Problem | Quote the whole listing exactly. Leave the pictures out of your copy.

Raw data |
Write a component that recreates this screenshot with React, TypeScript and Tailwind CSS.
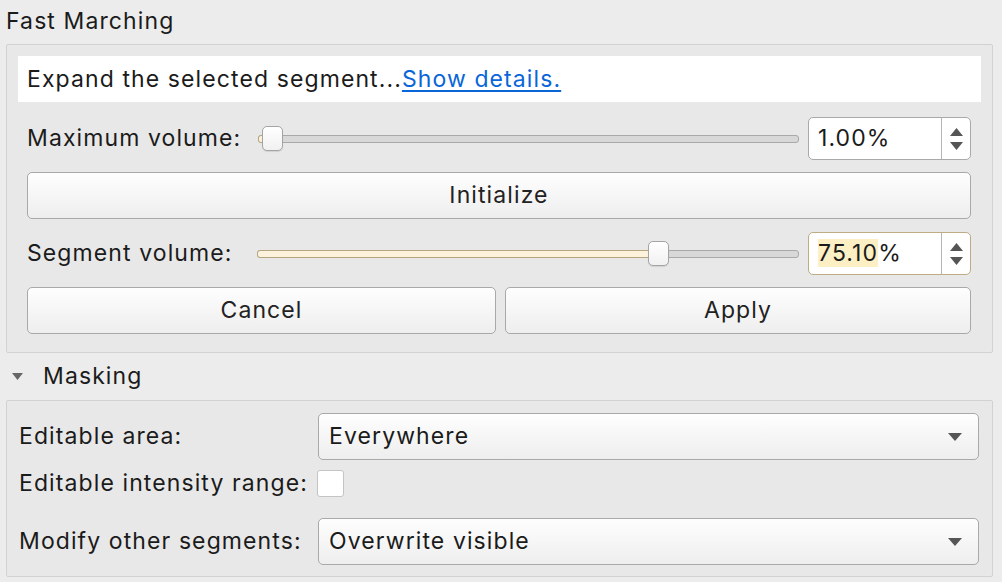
import React from 'react';

const font = { fontFamily: 'Inter, "Noto Sans", "Liberation Sans", sans-serif' };

function Slider({ pct, filled }: { pct: number; filled?: boolean }) {
  return (
    <div className="relative flex-1 h-[26px] flex items-center">
      <div className="w-full h-[8px] rounded-[3px] border border-[#a9a9a9] bg-[#d8d8d8]" />
      <div
        className={
          filled
            ? 'absolute left-0 h-[8px] rounded-[3px] border border-[#b6a57f] bg-[#fdf3dc]'
            : 'absolute left-0 h-[8px] rounded-[3px] border border-[#b6a57f] bg-[#fdf3dc]'
        }
        style={{ width: `calc(${pct}% + 6px)` }}
      />
      <div
        className="absolute top-0 w-[21px] h-[25px] rounded-[5px] border border-[#a4a4a4] bg-gradient-to-b from-white to-[#f1f1f1] shadow-[0_1px_1px_rgba(0,0,0,0.1)]"
        style={{ left: `${pct}%` }}
      />
    </div>
  );
}

function Spin({ value, highlight }: { value: string; highlight?: boolean }) {
  return (
    <div
      className={
        highlight
          ? 'flex w-[163px] h-[43px] rounded-[5px] border border-[#bdac84] bg-white overflow-hidden'
          : 'flex w-[163px] h-[43px] rounded-[5px] border border-[#a9a9a9] bg-white overflow-hidden'
      }
    >
      <div className="flex-1 flex items-center pl-[9px]">
        {highlight ? (
          <span>
            <span className="bg-[#fdefc4]">75.10</span>%
          </span>
        ) : (
          <span>{value}</span>
        )}
      </div>
      <div className="w-[29px] border-l border-[#b5b5b5] flex flex-col items-center justify-center gap-[6px]">
        <svg width="13" height="8" viewBox="0 0 13 8">
          <path d="M6.5 0 L13 8 L0 8 Z" fill="#555" />
        </svg>
        <svg width="13" height="8" viewBox="0 0 13 8">
          <path d="M0 0 L13 0 L6.5 8 Z" fill="#555" />
        </svg>
      </div>
    </div>
  );
}

function Button({ label, className }: { label: string; className?: string }) {
  return (
    <div
      className={
        'h-[47px] flex items-center justify-center rounded-[5px] border border-[#a9a9a9] bg-gradient-to-b from-[#fefefe] to-[#eeeeee] text-[#222] ' +
        (className ?? '')
      }
    >
      {label}
    </div>
  );
}

function Combo({ value }: { value: string }) {
  return (
    <div className="w-[661px] h-[47px] flex items-center justify-between pl-[10px] pr-[16px] rounded-[5px] border border-[#a9a9a9] bg-gradient-to-b from-[#fefefe] to-[#eeeeee]">
      <span>{value}</span>
      <svg width="14" height="8" viewBox="0 0 14 8">
        <path d="M0 0 L14 0 L7 8 Z" fill="#555" />
      </svg>
    </div>
  );
}

export default function App() {
  return (
    <div
      className="w-[1002px] h-[582px] bg-[#ececec] text-[23px] tracking-[1.1px] text-[#1b1b1b] overflow-hidden"
      style={font}
    >
      {/* Fast Marching group */}
      <div className="h-[44px] flex items-center pl-[6px] pb-[2px]">Fast Marching</div>
      <div className="ml-[6px] mr-[9px] h-[309px] border border-[#d2d2d2] bg-[#e8e8e8] rounded-[2px] pt-[11px]">
        <div className="mx-[11px] h-[46px] bg-white flex items-center pl-[9px]">
          Expand the selected segment...
          <span className="text-[#0a66d8] underline underline-offset-[3px]">Show details.</span>
        </div>

        <div className="pl-[20px] pr-[21px]">
          <div className="mt-[15px] flex items-center">
            <div className="w-[231px]">Maximum volume:</div>
            <Slider pct={0.8} />
            <div className="w-[9px]" />
            <Spin value="1.00%" />
          </div>

          <Button label="Initialize" className="mt-[12px]" />

          <div className="mt-[13px] flex items-center">
            <div className="w-[230px]">Segment volume:</div>
            <Slider pct={72.2} filled />
            <div className="w-[9px]" />
            <Spin value="75.10%" highlight />
          </div>

          <div className="mt-[12px] flex gap-[9px]">
            <Button label="Cancel" className="w-[469px]" />
            <Button label="Apply" className="flex-1" />
          </div>
        </div>
      </div>

      {/* Masking header */}
      <div className="h-[47px] flex items-center pl-[12px]">
        <svg width="11" height="7" viewBox="0 0 11 7">
          <path d="M0 0 L11 0 L5.5 7 Z" fill="#666" />
        </svg>
        <span className="ml-[20px]">Masking</span>
      </div>

      {/* Masking group */}
      <div className="ml-[6px] mr-[9px] h-[177px] border border-[#d2d2d2] bg-[#e8e8e8] rounded-[2px] pl-[12px] pr-[13px] pt-[12px]">
        <div className="flex items-center justify-between">
          <span>Editable area:</span>
          <Combo value="Everywhere" />
        </div>
        <div className="mt-[9px] flex items-center h-[28px]">
          <span className="w-[298px] whitespace-nowrap">Editable intensity range:</span>
          <div className="w-[27px] h-[27px] rounded-[3px] border border-[#c4c4c4] bg-white" />
        </div>
        <div className="mt-[21px] flex items-center justify-between">
          <span>Modify other segments:</span>
          <Combo value="Overwrite visible" />
        </div>
      </div>
    </div>
  );
}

Full answer |
Write a component that recreates this screenshot with React, TypeScript and Tailwind CSS.
import React from 'react';

const font = { fontFamily: 'Inter, "Noto Sans", "Liberation Sans", sans-serif' };

function Slider({ pct, filled }: { pct: number; filled?: boolean }) {
  return (
    <div className="relative flex-1 h-[26px] flex items-center">
      <div className="w-full h-[8px] rounded-[3px] border border-[#a9a9a9] bg-[#d8d8d8]" />
      <div
        className={
          filled
            ? 'absolute left-0 h-[8px] rounded-[3px] border border-[#b6a57f] bg-[#fdf3dc]'
            : 'absolute left-0 h-[8px] rounded-[3px] border border-[#b6a57f] bg-[#fdf3dc]'
        }
        style={{ width: `calc(${pct}% + 6px)` }}
      />
      <div
        className="absolute top-0 w-[21px] h-[25px] rounded-[5px] border border-[#a4a4a4] bg-gradient-to-b from-white to-[#f1f1f1] shadow-[0_1px_1px_rgba(0,0,0,0.1)]"
        style={{ left: `${pct}%` }}
      />
    </div>
  );
}

function Spin({ value, highlight }: { value: string; highlight?: boolean }) {
  return (
    <div
      className={
        highlight
          ? 'flex w-[163px] h-[43px] rounded-[5px] border border-[#bdac84] bg-white overflow-hidden'
          : 'flex w-[163px] h-[43px] rounded-[5px] border border-[#a9a9a9] bg-white overflow-hidden'
      }
    >
      <div className="flex-1 flex items-center pl-[9px]">
        {highlight ? (
          <span>
            <span className="bg-[#fdefc4]">75.10</span>%
          </span>
        ) : (
          <span>{value}</span>
        )}
      </div>
      <div className="w-[29px] border-l border-[#b5b5b5] flex flex-col items-center justify-center gap-[6px]">
        <svg width="13" height="8" viewBox="0 0 13 8">
          <path d="M6.5 0 L13 8 L0 8 Z" fill="#555" />
        </svg>
        <svg width="13" height="8" viewBox="0 0 13 8">
          <path d="M0 0 L13 0 L6.5 8 Z" fill="#555" />
        </svg>
      </div>
    </div>
  );
}

function Button({ label, className }: { label: string; className?: string }) {
  return (
    <div
      className={
        'h-[47px] flex items-center justify-center rounded-[5px] border border-[#a9a9a9] bg-gradient-to-b from-[#fefefe] to-[#eeeeee] text-[#222] ' +
        (className ?? '')
      }
    >
      {label}
    </div>
  );
}

function Combo({ value }: { value: string }) {
  return (
    <div className="w-[661px] h-[47px] flex items-center justify-between pl-[10px] pr-[16px] rounded-[5px] border border-[#a9a9a9] bg-gradient-to-b from-[#fefefe] to-[#eeeeee]">
      <span>{value}</span>
      <svg width="14" height="8" viewBox="0 0 14 8">
        <path d="M0 0 L14 0 L7 8 Z" fill="#555" />
      </svg>
    </div>
  );
}

export default function App() {
  return (
    <div
      className="w-[1002px] h-[582px] bg-[#ececec] text-[23px] tracking-[1.1px] text-[#1b1b1b] overflow-hidden"
      style={font}
    >
      {/* Fast Marching group */}
      <div className="h-[44px] flex items-center pl-[6px] pb-[2px]">Fast Marching</div>
      <div className="ml-[6px] mr-[9px] h-[309px] border border-[#d2d2d2] bg-[#e8e8e8] rounded-[2px] pt-[11px]">
        <div className="mx-[11px] h-[46px] bg-white flex items-center pl-[9px]">
          Expand the selected segment...
          <span className="text-[#0a66d8] underline underline-offset-[3px]">Show details.</span>
        </div>

        <div className="pl-[20px] pr-[21px]">
          <div className="mt-[15px] flex items-center">
            <div className="w-[231px]">Maximum volume:</div>
            <Slider pct={0.8} />
            <div className="w-[9px]" />
            <Spin value="1.00%" />
          </div>

          <Button label="Initialize" className="mt-[12px]" />

          <div className="mt-[13px] flex items-center">
            <div className="w-[230px]">Segment volume:</div>
            <Slider pct={72.2} filled />
            <div className="w-[9px]" />
            <Spin value="75.10%" highlight />
          </div>

          <div className="mt-[12px] flex gap-[9px]">
            <Button label="Cancel" className="w-[469px]" />
            <Button label="Apply" className="flex-1" />
          </div>
        </div>
      </div>

      {/* Masking header */}
      <div className="h-[47px] flex items-center pl-[12px]">
        <svg width="11" height="7" viewBox="0 0 11 7">
          <path d="M0 0 L11 0 L5.5 7 Z" fill="#666" />
        </svg>
        <span className="ml-[20px]">Masking</span>
      </div>

      {/* Masking group */}
      <div className="ml-[6px] mr-[9px] h-[177px] border border-[#d2d2d2] bg-[#e8e8e8] rounded-[2px] pl-[12px] pr-[13px] pt-[12px]">
        <div className="flex items-center justify-between">
          <span>Editable area:</span>
          <Combo value="Everywhere" />
        </div>
        <div className="mt-[9px] flex items-center h-[28px]">
          <span className="w-[298px] whitespace-nowrap">Editable intensity range:</span>
          <div className="w-[27px] h-[27px] rounded-[3px] border border-[#c4c4c4] bg-white" />
        </div>
        <div className="mt-[21px] flex items-center justify-between">
          <span>Modify other segments:</span>
          <Combo value="Overwrite visible" />
        </div>
      </div>
    </div>
  );
}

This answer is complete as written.